One of those serious questions that arises in your book is, Where is home? Like Hassan who spends most of his life living away from his homeland, you have lived all over the world, spending more time abroad than in the U.S. What do nationality and homeland mean to you?

Richard C. Morais: Ah. Nationality and homeland. That’s one of the great questions of the 21st century because so many of us are of mixed race and mobile. My mother’s family is from New York; my father is a Canadian citizen, but he is of Portuguese descent. I’m an American but you already know about my various moves across the globe.
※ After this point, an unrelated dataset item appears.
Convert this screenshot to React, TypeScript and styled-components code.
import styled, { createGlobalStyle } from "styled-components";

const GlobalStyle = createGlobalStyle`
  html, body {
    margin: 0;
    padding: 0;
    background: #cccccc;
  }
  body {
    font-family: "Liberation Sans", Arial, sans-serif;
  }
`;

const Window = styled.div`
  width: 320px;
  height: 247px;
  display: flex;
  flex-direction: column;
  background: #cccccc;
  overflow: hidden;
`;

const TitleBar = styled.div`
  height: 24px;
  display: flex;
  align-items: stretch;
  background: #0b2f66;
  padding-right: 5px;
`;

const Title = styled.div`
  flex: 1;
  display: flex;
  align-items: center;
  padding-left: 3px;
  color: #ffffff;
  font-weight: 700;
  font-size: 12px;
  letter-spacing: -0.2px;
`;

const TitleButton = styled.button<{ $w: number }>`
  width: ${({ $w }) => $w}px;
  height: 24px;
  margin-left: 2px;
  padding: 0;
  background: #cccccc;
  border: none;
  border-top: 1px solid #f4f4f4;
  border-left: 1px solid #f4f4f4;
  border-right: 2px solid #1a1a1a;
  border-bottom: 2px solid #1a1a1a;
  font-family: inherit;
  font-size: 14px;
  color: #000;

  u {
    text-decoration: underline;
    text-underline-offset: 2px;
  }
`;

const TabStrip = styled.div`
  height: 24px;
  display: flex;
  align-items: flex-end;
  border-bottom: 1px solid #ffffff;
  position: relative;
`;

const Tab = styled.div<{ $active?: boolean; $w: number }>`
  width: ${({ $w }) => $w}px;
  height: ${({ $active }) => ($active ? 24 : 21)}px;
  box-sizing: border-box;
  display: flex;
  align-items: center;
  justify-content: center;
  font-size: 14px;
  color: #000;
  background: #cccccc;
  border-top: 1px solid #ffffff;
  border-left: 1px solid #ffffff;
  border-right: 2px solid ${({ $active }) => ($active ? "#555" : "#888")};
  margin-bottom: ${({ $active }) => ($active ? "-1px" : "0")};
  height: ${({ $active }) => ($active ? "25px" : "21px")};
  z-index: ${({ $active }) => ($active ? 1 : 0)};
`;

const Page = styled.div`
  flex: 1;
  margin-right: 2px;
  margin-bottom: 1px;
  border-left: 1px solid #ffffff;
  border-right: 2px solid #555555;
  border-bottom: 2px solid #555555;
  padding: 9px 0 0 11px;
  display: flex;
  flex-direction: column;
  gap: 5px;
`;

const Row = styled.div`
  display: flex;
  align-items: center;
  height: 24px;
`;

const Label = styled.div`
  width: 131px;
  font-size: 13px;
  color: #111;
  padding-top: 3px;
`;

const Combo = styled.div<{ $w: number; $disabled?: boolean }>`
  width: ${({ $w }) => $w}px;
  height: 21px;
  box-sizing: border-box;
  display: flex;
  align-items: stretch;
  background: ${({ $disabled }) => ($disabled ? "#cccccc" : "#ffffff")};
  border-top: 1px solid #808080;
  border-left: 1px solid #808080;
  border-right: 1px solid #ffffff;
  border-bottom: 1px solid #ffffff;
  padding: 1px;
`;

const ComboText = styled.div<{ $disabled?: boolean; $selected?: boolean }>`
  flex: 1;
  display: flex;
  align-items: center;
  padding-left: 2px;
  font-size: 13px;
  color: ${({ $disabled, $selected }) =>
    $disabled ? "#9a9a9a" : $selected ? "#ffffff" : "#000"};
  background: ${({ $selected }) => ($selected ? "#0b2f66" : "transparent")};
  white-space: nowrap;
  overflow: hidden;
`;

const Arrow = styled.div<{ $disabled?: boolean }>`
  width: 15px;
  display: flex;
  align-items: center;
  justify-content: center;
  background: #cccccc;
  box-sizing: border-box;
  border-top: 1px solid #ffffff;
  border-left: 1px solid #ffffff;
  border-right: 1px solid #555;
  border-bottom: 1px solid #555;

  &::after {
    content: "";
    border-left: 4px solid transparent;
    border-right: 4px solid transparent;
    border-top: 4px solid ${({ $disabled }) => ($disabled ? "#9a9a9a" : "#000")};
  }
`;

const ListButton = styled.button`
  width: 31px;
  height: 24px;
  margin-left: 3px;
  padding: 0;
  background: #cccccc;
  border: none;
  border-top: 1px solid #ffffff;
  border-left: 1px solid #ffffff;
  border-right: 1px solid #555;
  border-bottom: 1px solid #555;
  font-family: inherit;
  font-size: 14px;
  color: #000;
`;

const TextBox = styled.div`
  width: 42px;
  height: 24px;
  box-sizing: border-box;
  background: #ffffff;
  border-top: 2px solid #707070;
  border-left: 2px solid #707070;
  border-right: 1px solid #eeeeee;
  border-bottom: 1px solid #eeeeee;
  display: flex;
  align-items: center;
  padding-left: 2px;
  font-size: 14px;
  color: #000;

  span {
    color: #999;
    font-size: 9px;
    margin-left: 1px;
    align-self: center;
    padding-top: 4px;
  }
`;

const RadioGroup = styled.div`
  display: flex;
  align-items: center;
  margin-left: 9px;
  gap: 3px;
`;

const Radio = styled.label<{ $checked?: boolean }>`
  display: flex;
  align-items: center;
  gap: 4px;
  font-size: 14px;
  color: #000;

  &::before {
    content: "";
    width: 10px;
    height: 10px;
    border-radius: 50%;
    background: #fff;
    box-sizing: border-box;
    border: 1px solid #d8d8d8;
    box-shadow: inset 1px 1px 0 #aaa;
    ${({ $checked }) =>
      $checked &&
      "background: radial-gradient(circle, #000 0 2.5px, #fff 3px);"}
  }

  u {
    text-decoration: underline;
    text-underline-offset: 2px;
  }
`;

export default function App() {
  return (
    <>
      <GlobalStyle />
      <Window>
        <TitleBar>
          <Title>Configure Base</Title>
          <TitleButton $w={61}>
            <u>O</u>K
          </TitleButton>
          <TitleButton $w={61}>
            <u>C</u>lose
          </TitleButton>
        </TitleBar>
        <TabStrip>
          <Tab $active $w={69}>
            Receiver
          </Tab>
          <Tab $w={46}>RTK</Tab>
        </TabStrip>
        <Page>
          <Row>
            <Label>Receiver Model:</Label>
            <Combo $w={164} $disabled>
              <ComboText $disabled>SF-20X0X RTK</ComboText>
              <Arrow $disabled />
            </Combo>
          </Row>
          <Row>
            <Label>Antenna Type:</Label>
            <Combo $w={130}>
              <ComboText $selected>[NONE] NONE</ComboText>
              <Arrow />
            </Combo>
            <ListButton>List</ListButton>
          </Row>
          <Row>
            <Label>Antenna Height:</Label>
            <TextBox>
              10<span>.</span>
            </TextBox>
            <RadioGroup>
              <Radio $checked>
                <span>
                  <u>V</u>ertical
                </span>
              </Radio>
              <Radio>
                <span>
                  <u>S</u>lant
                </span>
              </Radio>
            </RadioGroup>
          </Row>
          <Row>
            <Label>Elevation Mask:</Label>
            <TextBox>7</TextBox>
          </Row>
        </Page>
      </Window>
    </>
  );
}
The Portuguese have a terrific word – saudade. Saudade expresses a kind of intense yearning to get back home, a nostalgia to recover something that has been lost. I think a lot of us have that. But as I get older, I’ve come to the point where I think that home is anywhere where you are at that moment at peace with the world. For me, that is no longer so attached to a physical place, it is really a state of being. And for me, being in my garden in Philadelphia and sitting at a long table with friends and family and having a good meal, that’s as close to home as I’ll ever get.